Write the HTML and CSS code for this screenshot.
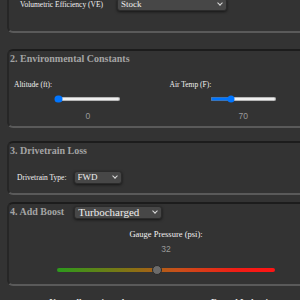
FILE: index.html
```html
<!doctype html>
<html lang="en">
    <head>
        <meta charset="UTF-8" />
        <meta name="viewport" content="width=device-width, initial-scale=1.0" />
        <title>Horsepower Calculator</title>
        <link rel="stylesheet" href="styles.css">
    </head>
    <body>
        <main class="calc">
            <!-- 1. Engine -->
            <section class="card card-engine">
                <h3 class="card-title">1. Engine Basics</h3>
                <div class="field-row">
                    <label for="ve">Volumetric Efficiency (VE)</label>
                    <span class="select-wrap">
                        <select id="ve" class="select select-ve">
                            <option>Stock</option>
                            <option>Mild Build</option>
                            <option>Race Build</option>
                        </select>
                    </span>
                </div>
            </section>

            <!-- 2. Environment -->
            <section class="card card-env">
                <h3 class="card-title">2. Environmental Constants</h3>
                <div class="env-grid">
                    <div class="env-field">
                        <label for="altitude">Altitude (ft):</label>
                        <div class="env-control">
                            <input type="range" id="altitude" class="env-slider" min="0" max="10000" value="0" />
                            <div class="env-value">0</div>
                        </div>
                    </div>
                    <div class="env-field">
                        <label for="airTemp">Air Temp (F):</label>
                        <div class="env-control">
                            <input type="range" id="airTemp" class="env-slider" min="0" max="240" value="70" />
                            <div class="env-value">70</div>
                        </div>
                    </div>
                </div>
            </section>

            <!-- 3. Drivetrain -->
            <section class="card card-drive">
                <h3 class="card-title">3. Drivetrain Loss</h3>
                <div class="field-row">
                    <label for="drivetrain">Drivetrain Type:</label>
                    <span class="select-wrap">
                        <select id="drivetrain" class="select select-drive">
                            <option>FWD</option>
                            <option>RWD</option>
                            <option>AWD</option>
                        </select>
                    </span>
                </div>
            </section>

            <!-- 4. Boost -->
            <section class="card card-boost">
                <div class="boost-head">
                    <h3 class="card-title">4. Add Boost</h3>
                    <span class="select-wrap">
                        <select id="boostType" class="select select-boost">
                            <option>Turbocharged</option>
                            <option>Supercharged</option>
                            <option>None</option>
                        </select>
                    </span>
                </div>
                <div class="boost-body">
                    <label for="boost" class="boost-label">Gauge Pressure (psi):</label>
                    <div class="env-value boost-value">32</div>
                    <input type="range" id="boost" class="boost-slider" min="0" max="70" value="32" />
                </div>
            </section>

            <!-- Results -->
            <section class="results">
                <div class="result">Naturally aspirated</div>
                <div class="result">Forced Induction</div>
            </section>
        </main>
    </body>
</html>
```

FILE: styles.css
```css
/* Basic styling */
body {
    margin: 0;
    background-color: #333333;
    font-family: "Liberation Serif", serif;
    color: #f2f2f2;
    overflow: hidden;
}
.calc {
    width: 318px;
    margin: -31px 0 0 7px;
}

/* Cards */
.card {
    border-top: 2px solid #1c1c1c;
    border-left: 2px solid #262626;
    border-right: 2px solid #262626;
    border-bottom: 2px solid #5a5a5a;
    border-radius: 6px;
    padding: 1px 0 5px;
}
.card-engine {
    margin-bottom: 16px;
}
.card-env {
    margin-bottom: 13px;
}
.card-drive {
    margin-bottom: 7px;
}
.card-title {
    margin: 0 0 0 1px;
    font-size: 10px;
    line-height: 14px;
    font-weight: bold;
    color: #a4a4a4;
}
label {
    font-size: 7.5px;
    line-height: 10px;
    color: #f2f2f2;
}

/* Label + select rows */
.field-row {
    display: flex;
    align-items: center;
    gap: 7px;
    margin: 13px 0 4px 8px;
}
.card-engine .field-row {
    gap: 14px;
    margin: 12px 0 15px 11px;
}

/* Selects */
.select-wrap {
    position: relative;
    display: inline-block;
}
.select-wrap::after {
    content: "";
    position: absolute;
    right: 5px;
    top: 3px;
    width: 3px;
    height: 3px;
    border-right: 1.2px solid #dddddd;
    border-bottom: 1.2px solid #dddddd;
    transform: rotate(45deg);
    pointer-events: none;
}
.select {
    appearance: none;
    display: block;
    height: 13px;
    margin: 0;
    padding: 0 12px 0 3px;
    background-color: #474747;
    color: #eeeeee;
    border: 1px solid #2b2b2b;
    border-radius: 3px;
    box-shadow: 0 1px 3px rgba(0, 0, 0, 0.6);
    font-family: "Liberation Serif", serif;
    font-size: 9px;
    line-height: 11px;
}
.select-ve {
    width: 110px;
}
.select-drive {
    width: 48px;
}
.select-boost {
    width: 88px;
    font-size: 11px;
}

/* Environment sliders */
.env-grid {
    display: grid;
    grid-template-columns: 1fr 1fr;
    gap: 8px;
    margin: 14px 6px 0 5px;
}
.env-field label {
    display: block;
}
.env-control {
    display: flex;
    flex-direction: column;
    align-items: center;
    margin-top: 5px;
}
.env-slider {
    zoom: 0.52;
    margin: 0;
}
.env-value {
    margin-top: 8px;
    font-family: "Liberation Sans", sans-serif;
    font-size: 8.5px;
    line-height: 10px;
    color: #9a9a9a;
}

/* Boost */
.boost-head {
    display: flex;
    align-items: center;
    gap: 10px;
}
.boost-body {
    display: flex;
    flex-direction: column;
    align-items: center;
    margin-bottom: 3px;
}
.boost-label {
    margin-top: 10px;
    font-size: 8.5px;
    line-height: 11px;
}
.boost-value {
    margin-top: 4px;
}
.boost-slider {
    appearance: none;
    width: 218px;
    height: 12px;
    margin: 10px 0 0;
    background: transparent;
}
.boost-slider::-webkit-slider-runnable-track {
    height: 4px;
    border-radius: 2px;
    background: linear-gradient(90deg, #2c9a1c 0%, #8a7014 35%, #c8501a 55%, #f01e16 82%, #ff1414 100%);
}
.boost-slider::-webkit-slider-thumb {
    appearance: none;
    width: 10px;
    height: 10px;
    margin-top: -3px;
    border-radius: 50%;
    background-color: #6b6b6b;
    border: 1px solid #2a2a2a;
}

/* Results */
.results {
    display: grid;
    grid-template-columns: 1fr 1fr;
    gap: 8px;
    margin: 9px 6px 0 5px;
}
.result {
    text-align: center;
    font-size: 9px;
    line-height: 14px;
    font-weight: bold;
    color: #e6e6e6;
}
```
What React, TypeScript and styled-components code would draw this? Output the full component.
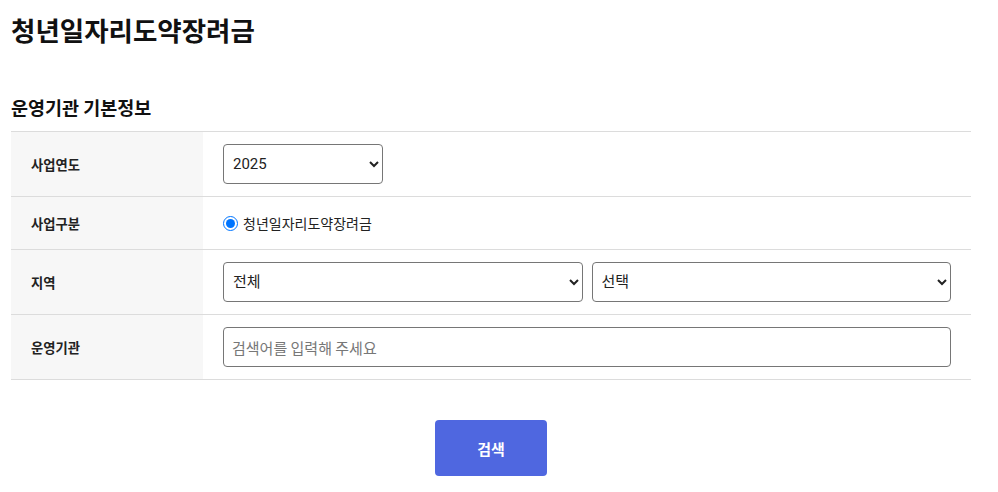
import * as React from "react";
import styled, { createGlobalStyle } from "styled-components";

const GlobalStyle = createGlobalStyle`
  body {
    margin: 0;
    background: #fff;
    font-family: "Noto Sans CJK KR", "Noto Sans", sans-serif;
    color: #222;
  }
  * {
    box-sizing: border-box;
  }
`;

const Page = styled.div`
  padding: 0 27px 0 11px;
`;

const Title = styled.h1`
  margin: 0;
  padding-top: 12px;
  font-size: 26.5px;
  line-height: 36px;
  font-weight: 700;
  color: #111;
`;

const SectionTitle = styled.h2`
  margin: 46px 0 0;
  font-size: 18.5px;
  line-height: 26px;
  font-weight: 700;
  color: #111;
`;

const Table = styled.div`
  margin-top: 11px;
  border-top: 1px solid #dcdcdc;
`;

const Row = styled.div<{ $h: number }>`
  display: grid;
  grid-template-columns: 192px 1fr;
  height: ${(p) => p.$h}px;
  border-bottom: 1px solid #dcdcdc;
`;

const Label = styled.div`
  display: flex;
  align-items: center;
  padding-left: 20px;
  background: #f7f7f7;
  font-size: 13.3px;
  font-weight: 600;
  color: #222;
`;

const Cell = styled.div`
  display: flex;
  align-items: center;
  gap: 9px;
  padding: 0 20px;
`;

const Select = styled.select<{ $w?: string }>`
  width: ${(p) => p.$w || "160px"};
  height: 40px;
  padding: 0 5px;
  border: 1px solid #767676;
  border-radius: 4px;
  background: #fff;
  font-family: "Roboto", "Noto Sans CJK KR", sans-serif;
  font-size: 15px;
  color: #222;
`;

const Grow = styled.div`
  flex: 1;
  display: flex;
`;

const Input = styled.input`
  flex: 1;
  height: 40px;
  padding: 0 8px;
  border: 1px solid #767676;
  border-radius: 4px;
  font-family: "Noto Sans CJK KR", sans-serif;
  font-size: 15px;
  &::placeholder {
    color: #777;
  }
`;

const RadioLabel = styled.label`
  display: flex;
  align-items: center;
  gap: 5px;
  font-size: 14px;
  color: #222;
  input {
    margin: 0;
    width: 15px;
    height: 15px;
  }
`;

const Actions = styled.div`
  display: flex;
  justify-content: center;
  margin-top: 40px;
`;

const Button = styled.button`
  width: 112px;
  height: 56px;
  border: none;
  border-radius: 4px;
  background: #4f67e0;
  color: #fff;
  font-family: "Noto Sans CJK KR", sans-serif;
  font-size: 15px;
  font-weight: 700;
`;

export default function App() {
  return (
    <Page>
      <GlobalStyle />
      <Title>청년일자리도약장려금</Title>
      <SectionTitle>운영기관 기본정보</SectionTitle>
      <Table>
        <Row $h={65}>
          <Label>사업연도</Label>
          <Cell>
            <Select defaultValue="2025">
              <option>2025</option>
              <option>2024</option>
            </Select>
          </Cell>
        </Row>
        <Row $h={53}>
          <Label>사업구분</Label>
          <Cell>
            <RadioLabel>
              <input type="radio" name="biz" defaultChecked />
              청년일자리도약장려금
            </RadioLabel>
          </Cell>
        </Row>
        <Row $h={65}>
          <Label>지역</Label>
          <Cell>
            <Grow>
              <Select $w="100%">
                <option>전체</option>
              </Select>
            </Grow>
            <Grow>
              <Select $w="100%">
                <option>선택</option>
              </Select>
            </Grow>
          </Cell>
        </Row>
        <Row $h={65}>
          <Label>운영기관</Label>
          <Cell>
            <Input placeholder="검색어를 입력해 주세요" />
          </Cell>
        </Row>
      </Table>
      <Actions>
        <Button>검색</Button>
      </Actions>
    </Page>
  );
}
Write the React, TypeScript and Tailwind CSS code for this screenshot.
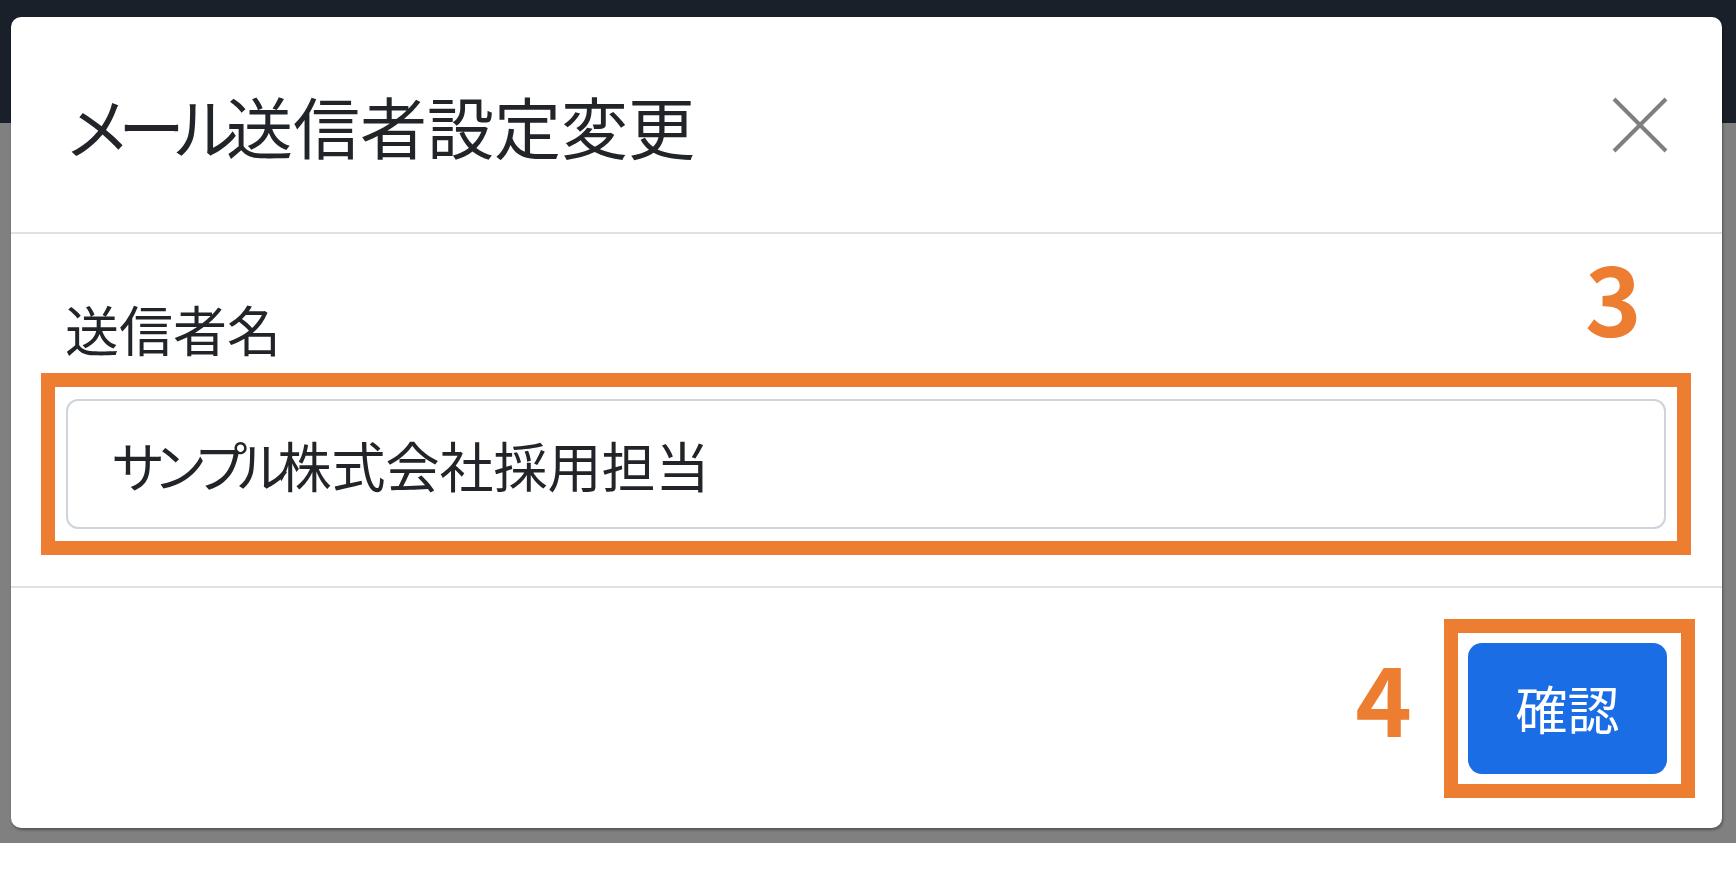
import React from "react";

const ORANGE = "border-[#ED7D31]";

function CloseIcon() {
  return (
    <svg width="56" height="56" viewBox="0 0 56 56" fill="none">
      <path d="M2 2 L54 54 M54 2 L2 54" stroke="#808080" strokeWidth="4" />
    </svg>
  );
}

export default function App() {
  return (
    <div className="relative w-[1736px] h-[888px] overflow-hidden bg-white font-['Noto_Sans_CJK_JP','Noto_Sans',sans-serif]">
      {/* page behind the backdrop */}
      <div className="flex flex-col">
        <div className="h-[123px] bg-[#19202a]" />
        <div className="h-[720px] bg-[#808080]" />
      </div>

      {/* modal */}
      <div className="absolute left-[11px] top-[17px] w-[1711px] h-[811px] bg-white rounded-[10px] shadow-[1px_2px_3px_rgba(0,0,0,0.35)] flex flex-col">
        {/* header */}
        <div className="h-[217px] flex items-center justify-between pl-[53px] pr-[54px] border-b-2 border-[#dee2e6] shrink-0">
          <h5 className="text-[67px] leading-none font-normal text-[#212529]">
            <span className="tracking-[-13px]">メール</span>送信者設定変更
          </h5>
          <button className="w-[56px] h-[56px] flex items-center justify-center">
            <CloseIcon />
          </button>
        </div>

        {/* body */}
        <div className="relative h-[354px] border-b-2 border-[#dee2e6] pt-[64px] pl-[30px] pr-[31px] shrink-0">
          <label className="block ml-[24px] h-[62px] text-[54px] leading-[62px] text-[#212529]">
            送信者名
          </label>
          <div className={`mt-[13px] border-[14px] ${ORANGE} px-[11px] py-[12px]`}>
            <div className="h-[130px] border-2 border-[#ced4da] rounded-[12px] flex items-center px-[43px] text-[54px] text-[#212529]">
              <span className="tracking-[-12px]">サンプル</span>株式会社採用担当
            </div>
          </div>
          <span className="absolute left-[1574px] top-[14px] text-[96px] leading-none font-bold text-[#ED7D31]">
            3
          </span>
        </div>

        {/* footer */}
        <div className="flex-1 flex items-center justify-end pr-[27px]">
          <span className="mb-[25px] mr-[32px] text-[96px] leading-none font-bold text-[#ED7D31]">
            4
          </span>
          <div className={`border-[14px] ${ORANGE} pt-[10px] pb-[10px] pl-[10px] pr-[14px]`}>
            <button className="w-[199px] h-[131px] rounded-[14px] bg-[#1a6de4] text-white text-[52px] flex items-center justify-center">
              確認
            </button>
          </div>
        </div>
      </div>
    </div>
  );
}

============================================================

• What is being asked: Identify every line above with the string "this" in it. Copy those lines.

• Answer for the task:
Write the HTML and CSS code for this screenshot.
What React, TypeScript and styled-components code would draw this? Output the full component.
Write the React, TypeScript and Tailwind CSS code for this screenshot.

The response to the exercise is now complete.